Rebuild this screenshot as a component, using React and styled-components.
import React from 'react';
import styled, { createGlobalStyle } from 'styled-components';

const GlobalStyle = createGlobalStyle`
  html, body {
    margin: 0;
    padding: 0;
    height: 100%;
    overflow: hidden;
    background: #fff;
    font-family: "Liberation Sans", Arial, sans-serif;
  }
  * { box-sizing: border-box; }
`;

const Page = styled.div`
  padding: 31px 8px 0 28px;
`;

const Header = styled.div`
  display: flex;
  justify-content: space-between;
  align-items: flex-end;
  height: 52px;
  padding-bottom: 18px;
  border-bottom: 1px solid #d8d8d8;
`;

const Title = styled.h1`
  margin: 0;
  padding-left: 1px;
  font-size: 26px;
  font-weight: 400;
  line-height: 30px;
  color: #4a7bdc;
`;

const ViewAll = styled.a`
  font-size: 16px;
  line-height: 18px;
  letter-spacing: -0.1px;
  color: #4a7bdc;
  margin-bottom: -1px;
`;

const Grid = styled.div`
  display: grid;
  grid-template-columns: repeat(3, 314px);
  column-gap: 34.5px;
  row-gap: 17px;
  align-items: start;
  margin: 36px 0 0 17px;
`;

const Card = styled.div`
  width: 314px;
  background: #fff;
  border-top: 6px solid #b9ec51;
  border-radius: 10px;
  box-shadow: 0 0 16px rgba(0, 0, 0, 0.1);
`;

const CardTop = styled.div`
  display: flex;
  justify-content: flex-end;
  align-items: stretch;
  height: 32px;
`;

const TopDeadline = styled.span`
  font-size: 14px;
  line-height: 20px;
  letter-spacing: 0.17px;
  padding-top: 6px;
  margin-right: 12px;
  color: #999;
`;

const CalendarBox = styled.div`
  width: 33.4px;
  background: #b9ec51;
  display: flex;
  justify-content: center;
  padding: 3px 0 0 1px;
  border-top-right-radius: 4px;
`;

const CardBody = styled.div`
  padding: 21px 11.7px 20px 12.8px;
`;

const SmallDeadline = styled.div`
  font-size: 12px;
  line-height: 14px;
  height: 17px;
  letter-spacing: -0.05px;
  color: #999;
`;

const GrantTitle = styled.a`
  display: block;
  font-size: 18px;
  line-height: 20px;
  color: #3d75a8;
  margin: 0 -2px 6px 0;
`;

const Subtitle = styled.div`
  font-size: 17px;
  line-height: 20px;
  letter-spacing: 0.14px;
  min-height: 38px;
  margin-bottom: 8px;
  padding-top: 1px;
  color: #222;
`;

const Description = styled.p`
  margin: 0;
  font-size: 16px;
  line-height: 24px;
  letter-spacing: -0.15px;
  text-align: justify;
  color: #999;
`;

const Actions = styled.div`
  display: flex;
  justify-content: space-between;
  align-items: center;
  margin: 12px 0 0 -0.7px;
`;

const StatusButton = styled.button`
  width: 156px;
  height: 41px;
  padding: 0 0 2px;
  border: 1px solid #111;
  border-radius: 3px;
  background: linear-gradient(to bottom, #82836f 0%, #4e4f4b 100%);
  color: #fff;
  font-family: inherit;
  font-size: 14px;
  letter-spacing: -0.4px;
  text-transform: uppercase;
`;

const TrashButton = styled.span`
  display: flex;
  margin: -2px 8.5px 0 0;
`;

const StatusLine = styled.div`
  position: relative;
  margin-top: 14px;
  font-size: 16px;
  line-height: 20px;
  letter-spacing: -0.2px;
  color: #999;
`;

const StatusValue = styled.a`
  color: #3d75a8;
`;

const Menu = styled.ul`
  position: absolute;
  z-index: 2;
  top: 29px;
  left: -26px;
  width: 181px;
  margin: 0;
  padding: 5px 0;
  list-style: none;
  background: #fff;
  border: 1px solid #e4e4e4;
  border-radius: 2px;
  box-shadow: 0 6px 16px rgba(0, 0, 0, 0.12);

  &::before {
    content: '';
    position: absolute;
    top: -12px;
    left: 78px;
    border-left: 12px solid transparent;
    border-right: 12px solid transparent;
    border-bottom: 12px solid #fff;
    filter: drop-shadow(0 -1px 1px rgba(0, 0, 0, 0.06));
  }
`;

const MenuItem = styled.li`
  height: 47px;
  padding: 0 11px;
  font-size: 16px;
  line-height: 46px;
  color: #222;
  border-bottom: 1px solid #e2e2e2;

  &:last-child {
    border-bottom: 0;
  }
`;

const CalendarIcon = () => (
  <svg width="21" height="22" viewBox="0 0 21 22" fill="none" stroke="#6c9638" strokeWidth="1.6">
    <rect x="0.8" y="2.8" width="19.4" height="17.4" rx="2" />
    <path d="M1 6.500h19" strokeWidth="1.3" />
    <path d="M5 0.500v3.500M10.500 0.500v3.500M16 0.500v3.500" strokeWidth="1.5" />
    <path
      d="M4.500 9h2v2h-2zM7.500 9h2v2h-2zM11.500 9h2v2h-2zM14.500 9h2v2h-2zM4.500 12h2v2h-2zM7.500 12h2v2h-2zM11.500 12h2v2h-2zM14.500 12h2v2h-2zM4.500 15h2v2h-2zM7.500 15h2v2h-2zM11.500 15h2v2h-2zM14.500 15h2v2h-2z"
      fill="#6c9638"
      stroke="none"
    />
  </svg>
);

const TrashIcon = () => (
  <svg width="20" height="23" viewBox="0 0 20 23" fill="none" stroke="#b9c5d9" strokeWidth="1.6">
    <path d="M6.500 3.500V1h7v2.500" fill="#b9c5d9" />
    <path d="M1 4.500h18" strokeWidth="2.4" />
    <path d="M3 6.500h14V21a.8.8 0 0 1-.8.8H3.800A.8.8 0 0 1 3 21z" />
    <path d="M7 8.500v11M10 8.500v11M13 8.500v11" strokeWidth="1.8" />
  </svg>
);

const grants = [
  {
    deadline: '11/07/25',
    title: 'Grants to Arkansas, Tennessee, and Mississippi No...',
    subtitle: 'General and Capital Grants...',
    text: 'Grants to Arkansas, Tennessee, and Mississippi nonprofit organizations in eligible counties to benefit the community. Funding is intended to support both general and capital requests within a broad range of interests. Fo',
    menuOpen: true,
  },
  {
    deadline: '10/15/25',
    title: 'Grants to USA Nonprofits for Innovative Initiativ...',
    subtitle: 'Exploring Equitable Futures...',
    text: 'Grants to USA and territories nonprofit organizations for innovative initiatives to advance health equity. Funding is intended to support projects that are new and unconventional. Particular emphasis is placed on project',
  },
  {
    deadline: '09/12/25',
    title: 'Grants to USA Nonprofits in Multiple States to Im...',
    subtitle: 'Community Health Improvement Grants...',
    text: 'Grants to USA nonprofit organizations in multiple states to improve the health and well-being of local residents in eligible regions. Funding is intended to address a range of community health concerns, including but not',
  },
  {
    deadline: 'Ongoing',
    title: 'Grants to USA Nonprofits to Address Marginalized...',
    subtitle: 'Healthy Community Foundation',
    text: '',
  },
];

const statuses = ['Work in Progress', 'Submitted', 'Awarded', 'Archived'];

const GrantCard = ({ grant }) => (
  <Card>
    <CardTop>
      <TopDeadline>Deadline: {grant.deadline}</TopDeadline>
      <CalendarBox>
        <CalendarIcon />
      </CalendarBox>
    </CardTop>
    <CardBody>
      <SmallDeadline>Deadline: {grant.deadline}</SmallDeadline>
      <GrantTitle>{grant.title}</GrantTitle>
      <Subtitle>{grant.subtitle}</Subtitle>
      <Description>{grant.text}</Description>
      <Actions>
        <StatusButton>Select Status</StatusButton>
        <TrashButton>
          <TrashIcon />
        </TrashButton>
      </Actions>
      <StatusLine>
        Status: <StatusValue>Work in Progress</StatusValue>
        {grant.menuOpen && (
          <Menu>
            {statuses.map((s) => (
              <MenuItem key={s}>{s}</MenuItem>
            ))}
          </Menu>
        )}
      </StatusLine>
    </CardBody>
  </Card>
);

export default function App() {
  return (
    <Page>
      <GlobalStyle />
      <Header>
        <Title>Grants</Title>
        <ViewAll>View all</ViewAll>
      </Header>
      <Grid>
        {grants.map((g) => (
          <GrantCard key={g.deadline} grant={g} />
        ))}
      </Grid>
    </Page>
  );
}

# [WHAT THE TASK REQUIRES]
Give only the number of lines in the data that hold the string "components".

# [ANSWER TO THE EXERCISE]
2